◆ **WHAT TO WORK ON**: Copy out each line in the material below that has the word "screenshot".

◆ **GIVEN DATA**:

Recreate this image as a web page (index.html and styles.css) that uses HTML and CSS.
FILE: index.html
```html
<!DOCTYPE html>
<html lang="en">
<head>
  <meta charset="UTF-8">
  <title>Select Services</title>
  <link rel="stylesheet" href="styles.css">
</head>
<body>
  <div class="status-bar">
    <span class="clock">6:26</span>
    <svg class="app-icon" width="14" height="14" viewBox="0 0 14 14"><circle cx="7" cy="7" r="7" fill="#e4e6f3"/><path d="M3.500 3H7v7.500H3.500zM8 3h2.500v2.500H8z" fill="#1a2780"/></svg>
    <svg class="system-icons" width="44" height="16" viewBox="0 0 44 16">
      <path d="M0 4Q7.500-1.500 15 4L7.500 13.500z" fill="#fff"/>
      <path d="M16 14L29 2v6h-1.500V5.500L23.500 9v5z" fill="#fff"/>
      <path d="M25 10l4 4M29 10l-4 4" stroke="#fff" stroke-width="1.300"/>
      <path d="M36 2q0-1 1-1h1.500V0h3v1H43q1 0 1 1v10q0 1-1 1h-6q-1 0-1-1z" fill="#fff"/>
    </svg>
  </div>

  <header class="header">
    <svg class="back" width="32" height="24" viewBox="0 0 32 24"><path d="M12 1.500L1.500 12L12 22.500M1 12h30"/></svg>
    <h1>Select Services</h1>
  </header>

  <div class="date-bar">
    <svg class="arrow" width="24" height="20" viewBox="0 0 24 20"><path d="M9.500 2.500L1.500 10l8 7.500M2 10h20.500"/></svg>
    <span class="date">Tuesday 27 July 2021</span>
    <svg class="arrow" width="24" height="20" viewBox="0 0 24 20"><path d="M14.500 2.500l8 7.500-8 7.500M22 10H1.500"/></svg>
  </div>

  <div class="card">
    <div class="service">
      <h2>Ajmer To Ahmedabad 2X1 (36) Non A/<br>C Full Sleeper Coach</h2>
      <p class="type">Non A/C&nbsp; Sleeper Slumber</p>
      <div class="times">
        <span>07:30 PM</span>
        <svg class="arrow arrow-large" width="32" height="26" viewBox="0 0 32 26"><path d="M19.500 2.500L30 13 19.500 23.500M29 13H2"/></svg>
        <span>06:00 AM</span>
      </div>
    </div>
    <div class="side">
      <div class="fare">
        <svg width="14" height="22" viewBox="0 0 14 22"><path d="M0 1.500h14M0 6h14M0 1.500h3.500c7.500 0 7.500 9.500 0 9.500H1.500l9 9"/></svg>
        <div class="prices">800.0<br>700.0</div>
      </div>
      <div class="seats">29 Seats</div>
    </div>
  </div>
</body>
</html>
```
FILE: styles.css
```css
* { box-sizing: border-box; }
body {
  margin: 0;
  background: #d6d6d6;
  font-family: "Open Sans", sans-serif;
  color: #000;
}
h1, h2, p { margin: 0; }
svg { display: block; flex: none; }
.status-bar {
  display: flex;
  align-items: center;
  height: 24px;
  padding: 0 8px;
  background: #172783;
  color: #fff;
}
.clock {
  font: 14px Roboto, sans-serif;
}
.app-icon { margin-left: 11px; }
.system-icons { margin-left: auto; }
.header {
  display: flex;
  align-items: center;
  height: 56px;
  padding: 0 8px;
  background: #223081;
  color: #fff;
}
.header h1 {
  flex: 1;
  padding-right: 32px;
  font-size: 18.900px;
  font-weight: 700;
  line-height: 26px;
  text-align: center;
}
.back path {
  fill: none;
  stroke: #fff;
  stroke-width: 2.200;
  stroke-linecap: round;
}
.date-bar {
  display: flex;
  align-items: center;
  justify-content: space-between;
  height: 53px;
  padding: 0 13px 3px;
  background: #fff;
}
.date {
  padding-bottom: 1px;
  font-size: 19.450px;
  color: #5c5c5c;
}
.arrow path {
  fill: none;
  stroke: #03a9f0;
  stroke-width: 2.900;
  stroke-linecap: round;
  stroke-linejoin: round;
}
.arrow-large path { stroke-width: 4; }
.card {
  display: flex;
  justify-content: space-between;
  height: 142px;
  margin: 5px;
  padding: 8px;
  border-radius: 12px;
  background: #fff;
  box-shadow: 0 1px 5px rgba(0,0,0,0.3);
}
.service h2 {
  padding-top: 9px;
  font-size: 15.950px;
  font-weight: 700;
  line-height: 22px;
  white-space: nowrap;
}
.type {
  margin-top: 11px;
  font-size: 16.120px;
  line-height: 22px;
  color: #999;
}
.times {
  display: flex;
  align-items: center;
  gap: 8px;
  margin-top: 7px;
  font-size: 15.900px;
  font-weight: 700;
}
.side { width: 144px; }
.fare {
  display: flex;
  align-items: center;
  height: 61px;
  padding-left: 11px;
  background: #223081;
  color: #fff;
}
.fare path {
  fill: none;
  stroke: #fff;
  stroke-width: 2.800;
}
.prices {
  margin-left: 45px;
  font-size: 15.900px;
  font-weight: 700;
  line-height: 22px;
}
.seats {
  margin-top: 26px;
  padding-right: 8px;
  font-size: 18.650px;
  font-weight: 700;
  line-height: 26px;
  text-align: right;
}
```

* * *

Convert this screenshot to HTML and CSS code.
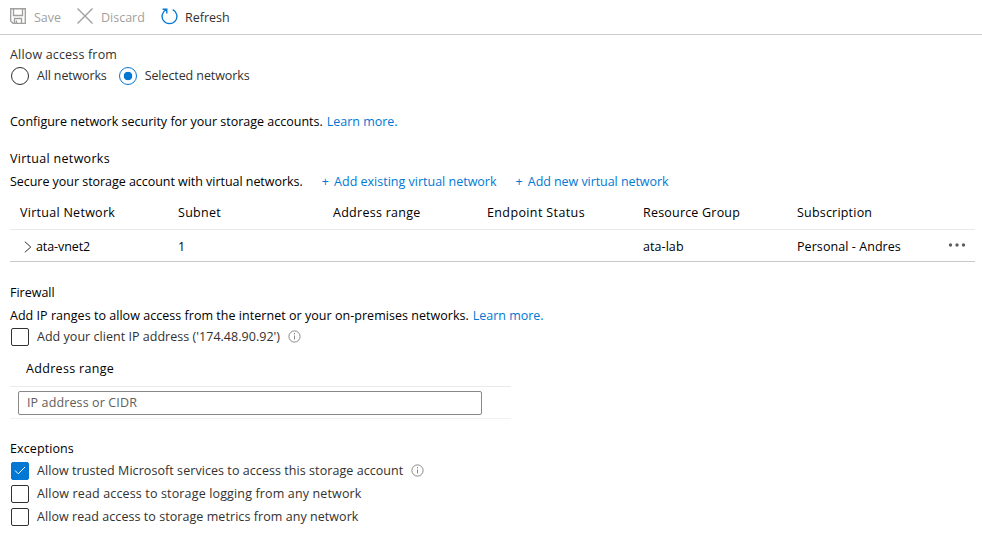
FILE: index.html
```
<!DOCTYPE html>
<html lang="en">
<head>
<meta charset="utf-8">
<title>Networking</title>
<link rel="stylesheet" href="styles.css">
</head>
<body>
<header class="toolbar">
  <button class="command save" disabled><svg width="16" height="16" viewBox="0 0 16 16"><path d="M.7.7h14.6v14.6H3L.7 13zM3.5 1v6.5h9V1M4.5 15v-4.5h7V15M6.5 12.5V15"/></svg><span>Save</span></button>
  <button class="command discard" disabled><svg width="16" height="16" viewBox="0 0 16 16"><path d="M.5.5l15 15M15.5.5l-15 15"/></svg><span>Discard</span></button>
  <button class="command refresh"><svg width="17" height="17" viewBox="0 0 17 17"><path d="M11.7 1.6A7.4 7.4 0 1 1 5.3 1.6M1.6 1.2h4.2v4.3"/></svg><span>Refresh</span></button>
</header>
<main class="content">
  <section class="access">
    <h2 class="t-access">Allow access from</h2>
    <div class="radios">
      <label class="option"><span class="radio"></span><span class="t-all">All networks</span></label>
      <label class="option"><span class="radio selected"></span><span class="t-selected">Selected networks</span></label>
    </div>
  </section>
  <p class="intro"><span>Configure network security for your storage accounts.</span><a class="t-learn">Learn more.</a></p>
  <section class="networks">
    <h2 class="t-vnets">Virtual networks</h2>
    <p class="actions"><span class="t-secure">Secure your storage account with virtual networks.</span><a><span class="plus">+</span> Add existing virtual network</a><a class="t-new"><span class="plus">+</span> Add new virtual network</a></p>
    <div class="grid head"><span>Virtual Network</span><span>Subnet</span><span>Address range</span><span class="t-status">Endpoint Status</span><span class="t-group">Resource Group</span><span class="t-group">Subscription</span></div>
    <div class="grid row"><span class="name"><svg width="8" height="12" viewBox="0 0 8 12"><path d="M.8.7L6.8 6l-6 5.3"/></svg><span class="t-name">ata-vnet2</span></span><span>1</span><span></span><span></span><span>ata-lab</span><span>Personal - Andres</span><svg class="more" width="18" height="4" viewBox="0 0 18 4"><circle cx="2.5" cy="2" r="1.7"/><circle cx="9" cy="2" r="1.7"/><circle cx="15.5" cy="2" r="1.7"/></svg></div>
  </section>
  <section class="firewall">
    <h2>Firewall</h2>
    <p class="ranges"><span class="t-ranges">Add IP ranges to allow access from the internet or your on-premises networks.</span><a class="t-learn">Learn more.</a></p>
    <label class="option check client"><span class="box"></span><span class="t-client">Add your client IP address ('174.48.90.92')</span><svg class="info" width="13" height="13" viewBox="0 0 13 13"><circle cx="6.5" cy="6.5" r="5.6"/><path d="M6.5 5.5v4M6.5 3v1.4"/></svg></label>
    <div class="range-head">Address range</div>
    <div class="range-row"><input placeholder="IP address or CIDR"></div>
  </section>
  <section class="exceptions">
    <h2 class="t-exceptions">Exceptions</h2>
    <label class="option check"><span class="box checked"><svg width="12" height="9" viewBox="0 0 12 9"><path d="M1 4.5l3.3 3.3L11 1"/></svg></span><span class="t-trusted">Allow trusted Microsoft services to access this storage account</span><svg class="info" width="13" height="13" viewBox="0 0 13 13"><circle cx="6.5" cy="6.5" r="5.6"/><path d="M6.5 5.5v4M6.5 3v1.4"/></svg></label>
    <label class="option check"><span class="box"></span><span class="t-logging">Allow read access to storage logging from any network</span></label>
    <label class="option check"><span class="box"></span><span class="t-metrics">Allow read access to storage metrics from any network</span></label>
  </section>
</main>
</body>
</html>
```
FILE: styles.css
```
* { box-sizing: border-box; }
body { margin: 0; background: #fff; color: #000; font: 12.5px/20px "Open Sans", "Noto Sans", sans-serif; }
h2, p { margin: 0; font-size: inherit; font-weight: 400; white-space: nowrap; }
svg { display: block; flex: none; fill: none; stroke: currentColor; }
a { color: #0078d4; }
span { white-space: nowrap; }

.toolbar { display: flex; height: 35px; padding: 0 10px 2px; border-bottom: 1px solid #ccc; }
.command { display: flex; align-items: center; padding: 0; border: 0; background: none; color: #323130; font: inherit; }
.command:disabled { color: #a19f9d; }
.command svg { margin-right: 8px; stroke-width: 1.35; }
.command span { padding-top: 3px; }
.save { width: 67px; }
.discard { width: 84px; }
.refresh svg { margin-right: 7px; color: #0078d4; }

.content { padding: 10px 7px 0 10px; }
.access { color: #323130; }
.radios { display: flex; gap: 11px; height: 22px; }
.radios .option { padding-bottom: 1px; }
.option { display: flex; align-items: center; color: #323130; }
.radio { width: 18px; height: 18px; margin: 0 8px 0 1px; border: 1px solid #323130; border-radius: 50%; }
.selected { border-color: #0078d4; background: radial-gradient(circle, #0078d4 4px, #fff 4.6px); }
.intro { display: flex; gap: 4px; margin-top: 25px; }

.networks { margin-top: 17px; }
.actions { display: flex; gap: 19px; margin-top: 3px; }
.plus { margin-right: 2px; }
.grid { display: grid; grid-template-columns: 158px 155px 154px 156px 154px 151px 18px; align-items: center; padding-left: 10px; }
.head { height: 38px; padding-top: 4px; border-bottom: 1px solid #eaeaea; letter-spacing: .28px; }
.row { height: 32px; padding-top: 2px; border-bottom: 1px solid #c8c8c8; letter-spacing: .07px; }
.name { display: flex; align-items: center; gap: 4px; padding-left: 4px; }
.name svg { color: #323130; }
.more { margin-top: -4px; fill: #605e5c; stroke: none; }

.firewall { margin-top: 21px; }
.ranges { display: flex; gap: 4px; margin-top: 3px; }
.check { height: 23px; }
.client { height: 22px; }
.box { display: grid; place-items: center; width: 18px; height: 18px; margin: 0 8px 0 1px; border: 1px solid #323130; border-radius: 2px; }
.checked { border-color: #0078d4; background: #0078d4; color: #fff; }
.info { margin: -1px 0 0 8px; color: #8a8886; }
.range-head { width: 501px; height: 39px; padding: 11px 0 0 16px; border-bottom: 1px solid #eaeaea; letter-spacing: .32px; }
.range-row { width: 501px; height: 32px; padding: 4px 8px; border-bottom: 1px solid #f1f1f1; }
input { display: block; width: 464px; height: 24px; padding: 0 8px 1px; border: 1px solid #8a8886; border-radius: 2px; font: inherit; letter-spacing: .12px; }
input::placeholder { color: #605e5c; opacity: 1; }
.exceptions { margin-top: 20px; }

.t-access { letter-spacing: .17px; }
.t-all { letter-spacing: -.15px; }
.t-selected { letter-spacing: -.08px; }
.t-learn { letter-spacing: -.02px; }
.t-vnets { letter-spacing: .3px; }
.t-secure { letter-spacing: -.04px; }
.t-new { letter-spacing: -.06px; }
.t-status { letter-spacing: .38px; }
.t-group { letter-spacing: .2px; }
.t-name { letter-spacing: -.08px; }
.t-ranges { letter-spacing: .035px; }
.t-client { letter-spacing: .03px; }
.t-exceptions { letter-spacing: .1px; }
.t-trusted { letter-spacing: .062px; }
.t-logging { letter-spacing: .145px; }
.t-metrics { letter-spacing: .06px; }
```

...

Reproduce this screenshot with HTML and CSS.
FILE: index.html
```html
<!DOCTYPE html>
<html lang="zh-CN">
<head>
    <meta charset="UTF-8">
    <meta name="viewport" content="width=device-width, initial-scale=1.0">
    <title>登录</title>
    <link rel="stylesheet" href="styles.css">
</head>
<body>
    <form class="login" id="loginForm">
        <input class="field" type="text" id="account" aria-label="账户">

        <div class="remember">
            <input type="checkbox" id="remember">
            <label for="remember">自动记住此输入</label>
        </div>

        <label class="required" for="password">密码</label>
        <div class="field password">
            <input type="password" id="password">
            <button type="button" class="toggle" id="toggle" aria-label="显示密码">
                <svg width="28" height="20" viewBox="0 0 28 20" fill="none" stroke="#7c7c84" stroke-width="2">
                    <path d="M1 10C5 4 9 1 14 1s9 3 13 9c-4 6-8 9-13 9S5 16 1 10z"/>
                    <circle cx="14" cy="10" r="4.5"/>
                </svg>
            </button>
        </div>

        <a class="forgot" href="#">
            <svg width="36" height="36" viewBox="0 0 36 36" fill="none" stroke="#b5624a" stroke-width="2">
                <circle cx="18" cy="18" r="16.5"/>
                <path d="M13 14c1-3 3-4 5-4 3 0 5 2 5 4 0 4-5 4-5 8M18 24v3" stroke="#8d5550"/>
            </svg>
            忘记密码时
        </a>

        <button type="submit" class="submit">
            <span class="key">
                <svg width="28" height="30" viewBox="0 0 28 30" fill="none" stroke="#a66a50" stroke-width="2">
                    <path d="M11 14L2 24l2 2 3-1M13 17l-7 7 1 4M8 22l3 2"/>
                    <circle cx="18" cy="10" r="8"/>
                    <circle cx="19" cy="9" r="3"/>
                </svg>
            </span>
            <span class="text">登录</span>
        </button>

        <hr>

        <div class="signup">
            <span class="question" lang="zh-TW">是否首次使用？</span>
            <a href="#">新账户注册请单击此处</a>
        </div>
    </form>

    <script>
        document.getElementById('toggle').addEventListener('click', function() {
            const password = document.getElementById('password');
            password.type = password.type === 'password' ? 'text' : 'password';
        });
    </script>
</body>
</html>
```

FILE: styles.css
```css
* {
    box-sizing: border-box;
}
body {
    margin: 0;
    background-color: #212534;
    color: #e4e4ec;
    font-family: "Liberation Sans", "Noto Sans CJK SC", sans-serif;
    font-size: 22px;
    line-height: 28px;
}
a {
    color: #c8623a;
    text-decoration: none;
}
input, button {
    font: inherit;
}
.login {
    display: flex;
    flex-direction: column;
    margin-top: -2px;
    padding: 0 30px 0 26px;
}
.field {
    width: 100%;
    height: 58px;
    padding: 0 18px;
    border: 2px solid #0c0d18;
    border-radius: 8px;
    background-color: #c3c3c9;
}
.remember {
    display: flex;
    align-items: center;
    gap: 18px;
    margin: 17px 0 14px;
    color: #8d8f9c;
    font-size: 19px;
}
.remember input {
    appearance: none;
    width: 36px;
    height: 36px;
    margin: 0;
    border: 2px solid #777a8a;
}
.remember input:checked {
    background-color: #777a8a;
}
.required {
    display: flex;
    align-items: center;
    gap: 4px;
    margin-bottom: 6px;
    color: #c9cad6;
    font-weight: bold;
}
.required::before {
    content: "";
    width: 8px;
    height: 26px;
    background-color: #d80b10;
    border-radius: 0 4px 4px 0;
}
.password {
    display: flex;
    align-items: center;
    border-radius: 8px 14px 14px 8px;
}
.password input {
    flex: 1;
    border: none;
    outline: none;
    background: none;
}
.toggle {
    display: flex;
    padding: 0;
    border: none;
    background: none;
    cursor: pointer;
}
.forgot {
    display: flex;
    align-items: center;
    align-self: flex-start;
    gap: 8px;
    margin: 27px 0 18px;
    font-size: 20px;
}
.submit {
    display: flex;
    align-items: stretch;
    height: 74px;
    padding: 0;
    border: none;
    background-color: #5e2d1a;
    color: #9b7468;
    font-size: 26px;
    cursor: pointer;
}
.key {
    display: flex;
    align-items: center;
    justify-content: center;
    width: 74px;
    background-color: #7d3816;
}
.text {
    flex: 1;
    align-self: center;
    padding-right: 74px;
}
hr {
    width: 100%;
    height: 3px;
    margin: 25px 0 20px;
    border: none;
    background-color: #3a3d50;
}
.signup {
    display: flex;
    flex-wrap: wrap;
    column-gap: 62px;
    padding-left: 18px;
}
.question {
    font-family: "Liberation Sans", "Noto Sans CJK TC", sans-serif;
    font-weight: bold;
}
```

◆ **COMPLETE RESPONSE**:
Convert this screenshot to HTML and CSS code.
Reproduce this screenshot with HTML and CSS.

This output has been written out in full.